Ontario will introduce steep new financial penalties for long-term care homes and permanently bar rule-breakers from working in the industry as part of long-awaited legislation to govern a sector, where more than 4,000 residents have died throughout the COVID-19 pandemic.

The new legislation was first promised in the wake of a scathing report from Ontario's Long-Term Care Commission last spring which suggested that there was no plan to prepare the sector for the pandemic, effectively leaving residents as “easy targets.”

As part of the new legislation, Ontario will be doubling the maximum fines for offences under the act so that individuals can now be liable for up to $200,000 for a first offence and up to $400,000 for a second offence. Corporations can be fined up to $500,000 for a first offence and up to $1 million for a second offence.

The legislation will also prohibit any individual convicted of an offence under the act from “working for, volunteering for, or sitting on the board of a licensee or long-term care home” while also empowering provincial inspectors to issue various compliance actions, such as additional staff training.

The Minister of Long-Term Care will also be given the power to suspend a licence and have a supervisor take of the operations of any long-term care home, rather than revoking the licence and interrupting care for residents.

“We are trying to look to the future and trying to say how do we make sure the problems we had and the sort of things that we all saw and were shocked by don’t happen again,” Minister of Long-Term Care Rod Phillips told CP24 during an interview on Thursday afternoon. “Really that comes down to more staff, which we are going to be paying for and training, it comes down to better beds and more homes, the 30,000 of them we are building, and then this new set of rules. We are going to make sure that people are held accountable if they are operating a long-term care home.”

Homes must commit to quarterly reporting

There were nearly 15,000 cases of COVID-19 reported in Ontario’s long-term care homes during the first two waves of the pandemic, resulting in nearly 3,900 resident deaths.

At one point the situation grew so dire that the Ford government asked the Canadian Forces to help out at several hard-hit homes. That eventually led to a military report, which detailed disturbing conditions inside homes in Scarborough, Etobicoke, North York, Pickering and Brampton.

The new legislation tabled today will now require that homes report quarterly on various quality indicators as well as the results of standardized yearly surveys of residents and families.

The legislation will also mandate that all homes appoint an Infection Prevention and Control (IPAC) lead whose “primary responsibility” is running the IPAC program.
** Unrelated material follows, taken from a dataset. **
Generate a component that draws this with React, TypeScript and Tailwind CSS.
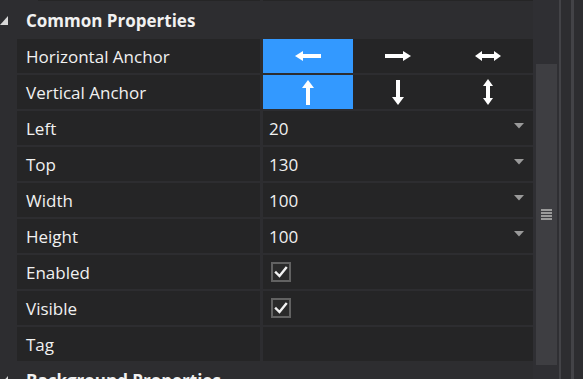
import React from "react";

const FONT = { fontFamily: '"Open Sans", "Noto Sans", sans-serif' };

function Tri() {
  return (
    <svg width="8" height="9" viewBox="0 0 8 9" className="shrink-0">
      <polygon points="8,0 8,9 0,9" fill="#d8d8d8" />
    </svg>
  );
}

function Header({ title }: { title: string }) {
  return (
    <div className="flex h-[34px] shrink-0 items-center">
      <div className="w-[26px] flex items-center">
        <Tri />
      </div>
      <span className="text-[17px] font-bold text-[#f1f1f1] leading-none pt-[1px]">{title}</span>
    </div>
  );
}

function Row({ label, children }: { label: string; children?: React.ReactNode }) {
  return (
    <div className="flex h-[34px] shrink-0 pl-[17px]">
      <div className="w-[243px] bg-[#252526] flex items-center pl-[9px] pt-[2px] text-[17px] text-[#f1f1f1]">
        {label}
      </div>
      <div className="w-[3px]" />
      <div className="w-[270px] bg-[#252526] flex items-center">{children}</div>
    </div>
  );
}

function Dropdown({ value }: { value: string }) {
  return (
    <div className="flex flex-1 items-center justify-between pl-[6px] pr-[9px] text-[17px] text-[#f1f1f1]">
      <span className="pt-[2px]">{value}</span>
      <svg width="10" height="6" viewBox="0 0 10 6" className="mb-[4px]">
        <polygon points="0,0 10,0 5,5.5" fill="#9a9a9a" />
      </svg>
    </div>
  );
}

function Check() {
  return (
    <div className="ml-[8px] w-[20px] h-[20px] border-2 border-[#626262] bg-[#2a2a2a] flex items-center justify-center">
      <svg width="14" height="12" viewBox="0 0 14 12">
        <path d="M2 6.5 L5.5 10 L12 2" stroke="#f2f2f2" strokeWidth="2.4" fill="none" strokeLinecap="square" />
      </svg>
    </div>
  );
}

function Cell({ active, children }: { active?: boolean; children: React.ReactNode }) {
  return (
    <div className={`w-[90px] h-full flex items-center justify-center ${active ? "bg-[#3399ff]" : ""}`}>
      {children}
    </div>
  );
}

const ArrowLeft = () => (
  <svg width="26" height="10" viewBox="0 0 26 10">
    <polygon points="0,5 8,0 8,10" fill="#fff" />
    <rect x="8" y="3" width="18" height="4" fill="#fff" />
  </svg>
);
const ArrowRight = () => (
  <svg width="26" height="10" viewBox="0 0 26 10">
    <polygon points="26,5 18,0 18,10" fill="#fff" />
    <rect x="0" y="3" width="18" height="4" fill="#fff" />
  </svg>
);
const ArrowH = () => (
  <svg width="26" height="10" viewBox="0 0 26 10">
    <polygon points="0,5 7,0 7,10" fill="#fff" />
    <polygon points="26,5 19,0 19,10" fill="#fff" />
    <rect x="7" y="3" width="12" height="4" fill="#fff" />
  </svg>
);
const ArrowUp = () => (
  <svg width="12" height="25" viewBox="0 0 12 25">
    <polygon points="6,0 0,8 12,8" fill="#fff" />
    <rect x="4" y="8" width="4" height="17" fill="#fff" />
  </svg>
);
const ArrowDown = () => (
  <svg width="12" height="25" viewBox="0 0 12 25">
    <polygon points="6,25 0,17 12,17" fill="#fff" />
    <rect x="4" y="0" width="4" height="17" fill="#fff" />
  </svg>
);
const ArrowV = () => (
  <svg width="10" height="26" viewBox="0 0 10 26">
    <polygon points="5,0 0,7 10,7" fill="#fff" />
    <polygon points="5,26 0,19 10,19" fill="#fff" />
    <rect x="3" y="7" width="4" height="12" fill="#fff" />
  </svg>
);

export default function App() {
  return (
    <div className="w-[583px] h-[379px] overflow-hidden bg-[#2d2d30] flex" style={FONT}>
      <div className="w-[533px] flex flex-col gap-[2px]">
        <div className="flex h-[1px] shrink-0 pl-[38px]">
          <div className="w-[222px] bg-[#252526]" />
          <div className="w-[3px]" />
          <div className="w-[270px] bg-[#252526]" />
        </div>
        <Header title="Common Properties" />
        <Row label="Horizontal Anchor">
          <Cell active><ArrowLeft /></Cell>
          <Cell><ArrowRight /></Cell>
          <Cell><ArrowH /></Cell>
        </Row>
        <Row label="Vertical Anchor">
          <Cell active><ArrowUp /></Cell>
          <Cell><ArrowDown /></Cell>
          <Cell><ArrowV /></Cell>
        </Row>
        <Row label="Left"><Dropdown value="20" /></Row>
        <Row label="Top"><Dropdown value="130" /></Row>
        <Row label="Width"><Dropdown value="100" /></Row>
        <Row label="Height"><Dropdown value="100" /></Row>
        <Row label="Enabled"><Check /></Row>
        <Row label="Visible"><Check /></Row>
        <Row label="Tag" />
        <Header title="Background Properties" />
      </div>
      <div className="w-[26px] bg-[#2f2f33] flex flex-col">
        <div className="ml-[3px] mt-[64px] w-[21px] h-[301px] bg-[#3e3e42] flex flex-col items-center justify-center gap-[1px]">
          <div className="w-[11px] h-[2px] bg-[#9a9a9a]" />
          <div className="w-[11px] h-[2px] bg-[#9a9a9a]" />
          <div className="w-[11px] h-[2px] bg-[#9a9a9a]" />
          <div className="w-[11px] h-[2px] bg-[#9a9a9a]" />
        </div>
      </div>
      <div className="w-[2px] bg-[#434347]" />
      <div className="w-[10px] bg-[#2d2d30]" />
      <div className="w-[3px] bg-[#434347]" />
      <div className="flex-1 bg-[#2d2d30]" />
    </div>
  );
}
In a statement issued on Thursday afternoon, the Ontario Long-Term Care Association welcomed the legislation, which it says “lays the foundation for a modernized long-term care system focused on residents, their needs, and their quality of life.”

But in a separate statement Liberal Leader Steven Del Duca accused the Ford government of “doubling down on for-profit care.”

“Like so many others, I was optimistic about today’s long-term care announcement, and hopeful that the government had learned from its many mistakes during the pandemic. Instead of the landmark changes Ontarians are demanding, Doug Ford announced he is doing nothing to support the expansion of not-for-profit care and isn’t acting on many of the Long-Term Care Commission’s recommendations,” he said. “Ontario Liberals and advocates all agree that profit and care aren’t compatible.”

The new legislation replaces an act that was last updated in 2007.

It is part of a wider $4.9 billion plan to provide four hours of direct care per resident, per day by 2025.